The reduction in the number of stations, appliances and firefighters undoubtedly have a significant impact on attendance times as well alterations to the deployment of resources  brought about by rationalisation (read reduction) of funding. Reducing attendance times will require additional funding which is unlikely to be available in the required amounts in the near future or a radical rethink in how resources are used.

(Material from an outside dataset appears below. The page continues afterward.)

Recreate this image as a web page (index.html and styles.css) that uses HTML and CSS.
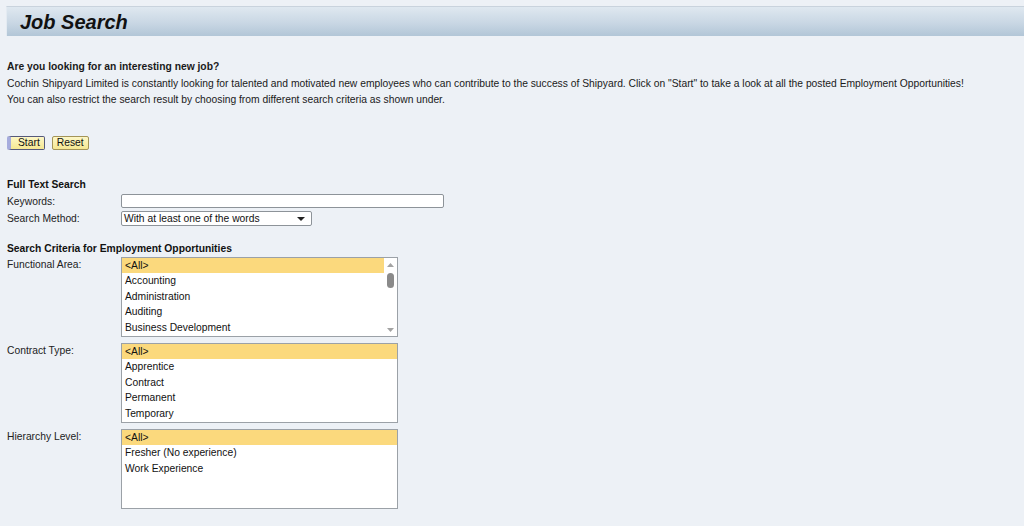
FILE: index.html
```html
<!DOCTYPE html>
<html lang="en">
<head>
    <meta charset="UTF-8">
    <title>Job Search</title>
    <link rel="stylesheet" href="styles.css">
</head>
<body>
    <div class="titlebar"><h1>Job Search</h1></div>
    <div class="page">
        <div class="intro">
            <b>Are you looking for an interesting new job?</b><br>
            Cochin Shipyard Limited is constantly looking for talented and motivated new employees who can contribute to the success of Shipyard. Click on "Start" to take a look at all the posted Employment Opportunities!<br>
            You can also restrict the search result by choosing from different search criteria as shown under.
        </div>
        <div class="buttons">
            <button class="btn btn-focus">Start</button>
            <button class="btn">Reset</button>
        </div>

        <div class="section">Full Text Search</div>
        <div class="row">
            <label class="lbl">Keywords:</label>
            <input type="text" class="txt">
        </div>
        <div class="row">
            <label class="lbl">Search Method:</label>
            <div class="dropdown">
                <span>With at least one of the words</span>
                <svg width="8" height="4" viewBox="0 0 8 4"><path d="M0 0 H8 L4 4 Z" fill="#222"/></svg>
            </div>
        </div>

        <div class="section sec2">Search Criteria for Employment Opportunities</div>
        <div class="row list-row">
            <label class="lbl">Functional Area:</label>
            <div class="listbox">
                <div class="items">
                    <div class="item sel">&lt;All&gt;</div>
                    <div class="item">Accounting</div>
                    <div class="item">Administration</div>
                    <div class="item">Auditing</div>
                    <div class="item">Business Development</div>
                </div>
                <div class="scrollbar">
                    <svg width="7" height="4" viewBox="0 0 7 4"><path d="M0 4 L3.5 0 L7 4 Z" fill="#a3a3a3"/></svg>
                    <div class="thumb"></div>
                    <div class="track"></div>
                    <svg width="7" height="4" viewBox="0 0 7 4"><path d="M0 0 L7 0 L3.5 4 Z" fill="#a3a3a3"/></svg>
                </div>
            </div>
        </div>
        <div class="row list-row">
            <label class="lbl">Contract Type:</label>
            <div class="listbox">
                <div class="items">
                    <div class="item sel">&lt;All&gt;</div>
                    <div class="item">Apprentice</div>
                    <div class="item">Contract</div>
                    <div class="item">Permanent</div>
                    <div class="item">Temporary</div>
                </div>
            </div>
        </div>
        <div class="row list-row">
            <label class="lbl">Hierarchy Level:</label>
            <div class="listbox">
                <div class="items">
                    <div class="item sel">&lt;All&gt;</div>
                    <div class="item">Fresher (No experience)</div>
                    <div class="item">Work Experience</div>
                </div>
            </div>
        </div>
    </div>
</body>
</html>
```
FILE: styles.css
```css
body { margin: 0; background: #edf1f6; color: #111; font-family: "Liberation Sans", Arial, sans-serif; font-size: 10.3px; }
.titlebar { margin: 6px 0 0 6px; height: 29px; border-top: 1px solid #c9d3dd; border-left: 1px solid #e4ebf2; background: linear-gradient(#dfe8f0, #c9d7e4 55%, #b2c6d7); }
.titlebar h1 { margin: 0; padding-left: 13px; font-size: 20px; font-style: italic; font-weight: bold; line-height: 30px; color: #111; }
.page { padding: 0 7px; }
.intro { margin-top: 23px; line-height: 16.5px; color: #1a1a1a; white-space: nowrap; }
.buttons { margin-top: 27px; display: flex; gap: 7px; }
.btn { height: 14px; padding: 0 4px; font-family: inherit; font-size: 10.3px; line-height: 12px; color: #111; background: linear-gradient(#fdf7c6, #f5e792); border: 1px solid #a39458; border-radius: 2px; }
.btn-focus { padding-left: 7px; border-color: #55597a; border-left: 4px solid #a6acdd; }
.section { margin-top: 27px; font-weight: bold; line-height: 16px; }
.sec2 { margin-top: 14px; }
.row { display: flex; align-items: center; height: 17px; }
.lbl { width: 114px; flex: none; color: #222; }
.txt { width: 321px; height: 12px; padding: 0; margin: 0; border: 1px solid #8d9399; border-radius: 2px; background: #fff; }
.dropdown { width: 185px; height: 13px; padding: 0 2px; display: flex; align-items: center; justify-content: space-between; border: 1px solid #8d9399; border-radius: 2px; background: #fff; margin-top: 1px; }
.dropdown span { line-height: 13px; color: #111; }
.dropdown svg { margin-right: 4px; }
.list-row { height: auto; align-items: flex-start; margin-bottom: 6px; }
.list-row .lbl { line-height: 16px; }
.listbox { width: 275px; height: 78px; display: flex; border: 1px solid #9ba1a7; background: #fff; }
.items { flex: 1; }
.item { height: 15.5px; line-height: 15.5px; padding-left: 3px; color: #111; }
.item.sel { background: #fbd97d; }
.scrollbar { width: 13px; display: flex; flex-direction: column; align-items: center; padding: 5px 0 4px; }
.thumb { width: 7px; height: 15px; margin-top: 6px; border-radius: 4px; background: #8a8a8a; }
.track { flex: 1; }
```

The weight of attack has also been reducing with standard crewing of a maximum of four now becoming the norm in an increasing numbers of services. Recently, an experienced watch commander claimed that the sum of a crew of five is far greater than its component firefighters and that losing the fifth person has a substantially greater negative impact on capabilities than the 20 per cent they represent. A trade-off between a slower speed of attack with a greater weight of attack may be a solution to the reduction in actual numbers of firefighters attending incidents but one that comes at a price and one that does not appear to be embedded in service polices to any great extent, particularly on the first attendances.

Losing National Standards
The loss of national standards – speed and waiting attack, agreed crewing confidence levels – means now the number of resources attending incidents and the consequential capabilities of those reduced assets can differ according to post code as well as managing expectations between neighbouring services. The funding of services is unlikely to be increased until a point is reached where the balance between inputs and outcomes tilts in a negative way.

Because of the nature of fire deaths – usually in ones and twos across the country – it is unlikely that the impact of a gradual increase in fire deaths and injuries will have an immediate funding increase. If a sudden, sustained and significant rise in deaths (or more likely, in large fire losses) occurs, things may change. After all, in the words of Bill Clinton: “It’s the economy stupid”.